In initiating analyst coverage of the big four European reinsurance firms, analysts from Goldman Sachs imply that the reinsurance market has room to catch-up further towards the stage of the cycle primary lines of business have attained.

Which means the reinsurance sector is expected to see tailwinds, rather than headwinds, both from the pricing cycle and also from an expectation that demand will increase as well.

On the demand side, the analysts expect that climate change will be a significant factor in increasing reinsurance market demand.

While on the pricing side, inflation, social inflation, loss trends and near-term weather risks are all expected to keep upwards pressure on reinsurance rates.

Chief among industry concerns that should drive more prolonged price improvements in reinsurance, are recent catastrophe and weather loss trends, which many believe represent a new-normal.

This fear of a new-normal in loss activity has driven a level of risk aversion not seen for well over a decade and as a result reinsurance rates have been rising more consistently than seen for a similar length of time.

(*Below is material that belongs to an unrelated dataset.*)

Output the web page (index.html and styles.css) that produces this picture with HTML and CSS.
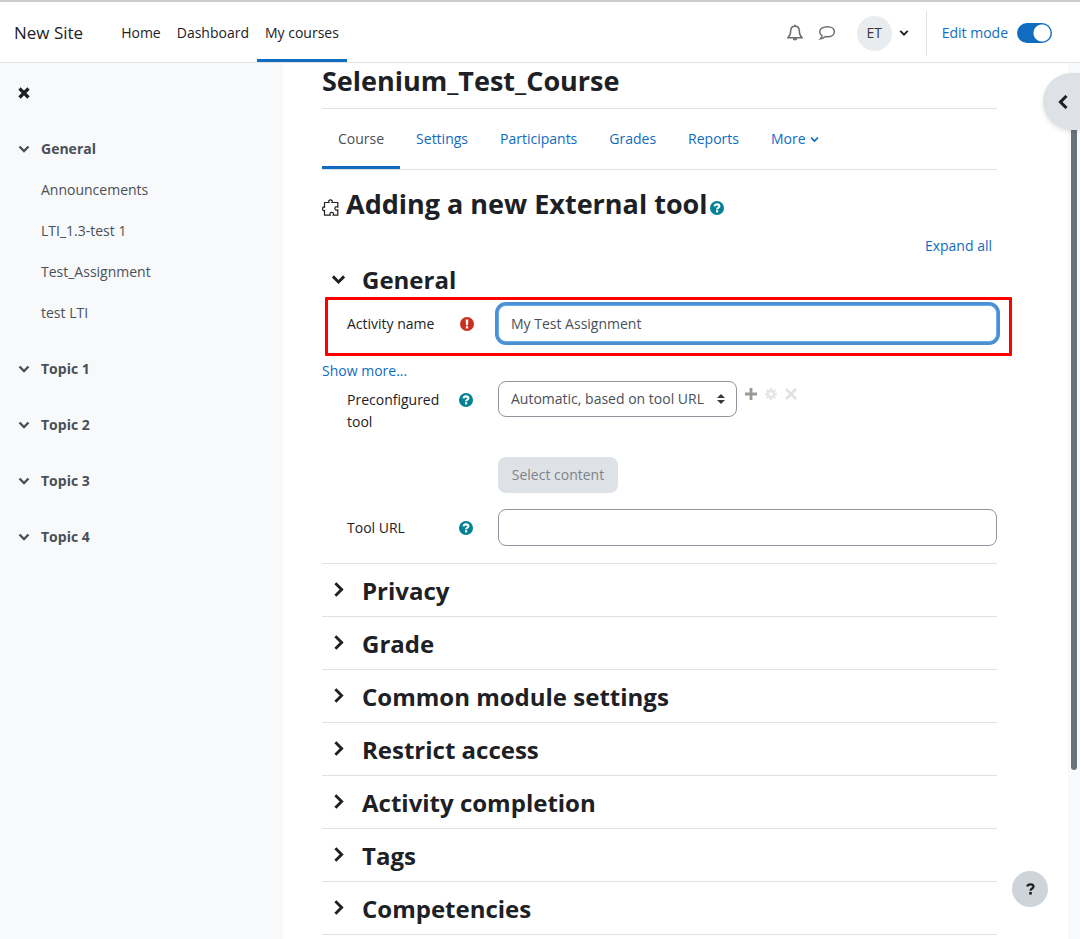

“The reinsurance cycle has lagged the primary insurance cycle, but is starting to catch up, and in our view the combination of higher underlying general inflation and the impact of climate change will drive a further hardening of the market through 2022 to 2024,” Goldman Sachs analyst team wrote.

Right now, the analysts believe “we are in the hardest part of the cycle” as the market looks to recover its recent losses and so much improved returns are expected.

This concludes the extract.